* DATA BLOCK *
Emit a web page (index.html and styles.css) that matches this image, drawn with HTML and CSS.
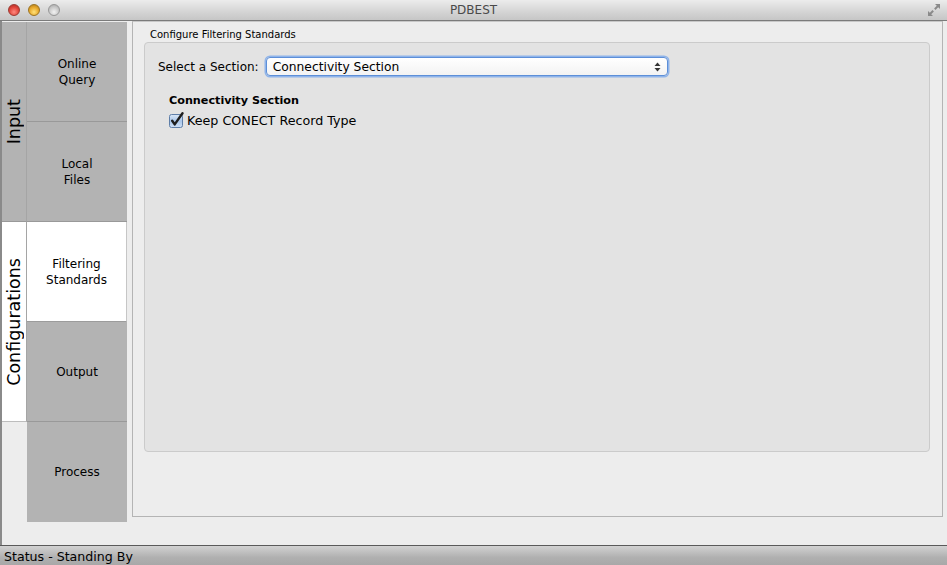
FILE: index.html
```html
<!DOCTYPE html>
<html>
<head>
<meta charset="utf-8">
<link rel="stylesheet" href="styles.css">
</head>
<body>
<div class="window">
  <div class="titlebar">
    <div class="lights">
      <span class="light red"></span>
      <span class="light yellow"></span>
      <span class="light grey"></span>
    </div>
    <div class="title">PDBEST</div>
    <svg class="fullscreen" width="14" height="14" viewBox="0 0 14 14">
      <path d="M8 1h5v5l-1.8-1.8-2.7 2.7-1.4-1.4 2.7-2.7z" fill="#8a8a8a"/>
      <path d="M6 13H1V8l1.8 1.8 2.7-2.7 1.4 1.4-2.7 2.7z" fill="#8a8a8a"/>
    </svg>
  </div>
  <div class="body">
    <div class="sidebar">
      <div class="group group-input">
        <div class="group-label"><span>Input</span></div>
        <div class="tabs">
          <div class="tab">Online<br>Query</div>
          <div class="tab">Local<br>Files</div>
        </div>
      </div>
      <div class="group group-config">
        <div class="group-label"><span>Configurations</span></div>
        <div class="tabs">
          <div class="tab active">Filtering<br>Standards</div>
          <div class="tab">Output</div>
        </div>
      </div>
      <div class="group group-none">
        <div class="group-label empty"></div>
        <div class="tabs">
          <div class="tab">Process</div>
        </div>
      </div>
    </div>
    <div class="main">
      <div class="panel">
        <div class="fieldset-title">Configure Filtering Standards</div>
        <div class="fieldset">
          <div class="row">
            <span class="label">Select a Section:</span>
            <div class="combo">
              <span class="combo-text">Connectivity Section</span>
              <svg class="combo-arrows" width="7" height="10" viewBox="0 0 7 10">
                <path d="M3.5 0.5L6.5 4H0.5z" fill="#333"/>
                <path d="M3.5 9.5L6.5 6H0.5z" fill="#333"/>
              </svg>
            </div>
          </div>
          <div class="section">
            <div class="section-title">Connectivity Section</div>
            <label class="check">
              <svg class="checkbox" width="17" height="17" viewBox="0 0 17 17">
                <defs>
                  <linearGradient id="cb" x1="0" y1="0" x2="0" y2="1">
                    <stop offset="0" stop-color="#dbe8f7"/>
                    <stop offset="0.5" stop-color="#a9c6ea"/>
                    <stop offset="1" stop-color="#cfe0f5"/>
                  </linearGradient>
                </defs>
                <rect x="1.5" y="2.5" width="13" height="13" rx="2" fill="url(#cb)" stroke="#5e7ea8"/>
                <path d="M4.2 8.8l2.5 3.6L14.5 1.3" fill="none" stroke="#1e1e1e" stroke-width="2.4" stroke-linecap="round" stroke-linejoin="round"/>
              </svg>
              <span>Keep CONECT Record Type</span>
            </label>
          </div>
        </div>
      </div>
    </div>
  </div>
  <div class="statusbar">Status - Standing By</div>
</div>
</body>
</html>
```

FILE: styles.css
```css
* { box-sizing: border-box; }
html, body {
  margin: 0;
  padding: 0;
  width: 947px;
  height: 565px;
  overflow: hidden;
  font-family: "DejaVu Sans", "Liberation Sans", sans-serif;
  font-size: 12px;
  color: #000;
}
.window {
  width: 947px;
  height: 565px;
  display: flex;
  flex-direction: column;
  background: #ededed;
}
.titlebar {
  height: 21px;
  flex: none;
  background: linear-gradient(#ececec, #d4d4d4 60%, #c6c6c6);
  border-bottom: 1px solid #7b7b7b;
  display: flex;
  align-items: center;
  position: relative;
}
.lights {
  display: flex;
  gap: 8px;
  padding-left: 8px;
}
.light {
  width: 12px;
  height: 12px;
  border-radius: 50%;
  display: block;
}
.red { background: radial-gradient(circle at 50% 70%, #ff8a80, #e0443a 55%, #a82a22); border: 1px solid #9c3a33; }
.yellow { background: radial-gradient(circle at 50% 70%, #ffe27a, #e7a729 55%, #a8761a); border: 1px solid #9b7320; }
.grey { background: radial-gradient(circle at 50% 70%, #f2f2f2, #c9c9c9 55%, #a2a2a2); border: 1px solid #979797; }
.title {
  position: absolute;
  left: 0;
  right: 0;
  text-align: center;
  font-size: 12px;
  color: #4a4a4a;
  pointer-events: none;
}
.fullscreen {
  position: absolute;
  right: 6px;
  top: 3px;
}
.body {
  flex: 1;
  display: flex;
  min-height: 0;
  border-left: 2px solid #8a8a8a;
}
.sidebar {
  width: 125px;
  flex: none;
  display: flex;
  flex-direction: column;
  padding-top: 1px;
}
.group {
  display: flex;
}
.group-label {
  width: 25px;
  flex: none;
  border-right: 1px solid #a5a5a5;
  display: flex;
  align-items: center;
  justify-content: center;
  overflow: hidden;
}
.group-label span {
  writing-mode: vertical-rl;
  transform: rotate(180deg);
  font-size: 17.5px;
  white-space: nowrap;
}
.group-input .group-label { background: #b3b3b3; border-bottom: 1px solid #999; }
.group-config .group-label { background: #fff; border-bottom: 1px solid #bdbdbd; }
.group-label.empty { border-right: none; }
.tabs {
  width: 100px;
  display: flex;
  flex-direction: column;
}
.tab {
  height: 100px;
  background: #b3b3b3;
  border-bottom: 1px solid #999;
  display: flex;
  align-items: center;
  justify-content: center;
  text-align: center;
  line-height: 16px;
  font-size: 12px;
}
.tab:last-child { border-bottom: none; }
.group-input .tab:last-child { border-bottom: 1px solid #999; height: 100px; }
.tab.active {
  background: #fff;
  border-right: 1px solid #c6c6c6;
  border-bottom: 1px solid #9c9c9c;
}
.group-config .tab:last-child { height: 100px; border-bottom: 1px solid #999; }
.main {
  flex: 1;
  padding: 0 4px 28px 5px;
  display: flex;
}
.panel {
  flex: 1;
  border: 1px solid #b4b4b4;
  border-top-color: #c8c8c8;
  padding: 5px 12px 64px 11px;
  display: flex;
  flex-direction: column;
}
.fieldset-title {
  font-size: 10px;
  padding-left: 6px;
  height: 15px;
  line-height: 15px;
}
.fieldset {
  flex: 1;
  background: #e3e3e3;
  border: 1px solid #cbcbcb;
  border-radius: 4px;
  padding: 14px 12px 0 13px;
}
.row {
  display: flex;
  align-items: center;
  gap: 7px;
}
.label { font-size: 12px; }
.combo {
  width: 402px;
  height: 19px;
  border-radius: 4px;
  border: 1px solid #5d8fd8;
  box-shadow: 0 0 0 1.5px #8fb4ea;
  background: linear-gradient(#ffffff, #f3f3f3);
  display: flex;
  align-items: center;
  justify-content: space-between;
  padding: 0 6px 0 6px;
}
.combo-text { font-size: 12.3px; padding-top: 1px; }
.section {
  padding: 17px 0 0 11px;
}
.section-title {
  font-weight: bold;
  font-size: 11.2px;
  height: 16px;
  line-height: 16px;
}
.check {
  display: flex;
  align-items: center;
  gap: 2px;
  height: 20px;
  margin-top: 1px;
  margin-left: -1px;
  font-size: 12.7px;
}
.statusbar {
  height: 20px;
  flex: none;
  border-top: 1px solid #5a5a5a;
  background: linear-gradient(#d2d2d2, #b0b0b0 60%, #a8a8a8);
  padding-left: 4px;
  font-size: 12.6px;
  line-height: 21px;
}
```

* REQUIRED TASK *
How many lines in the listing contain "styles"? Answer with the number alone.

* SOLUTION TO THIS PROBLEM *
3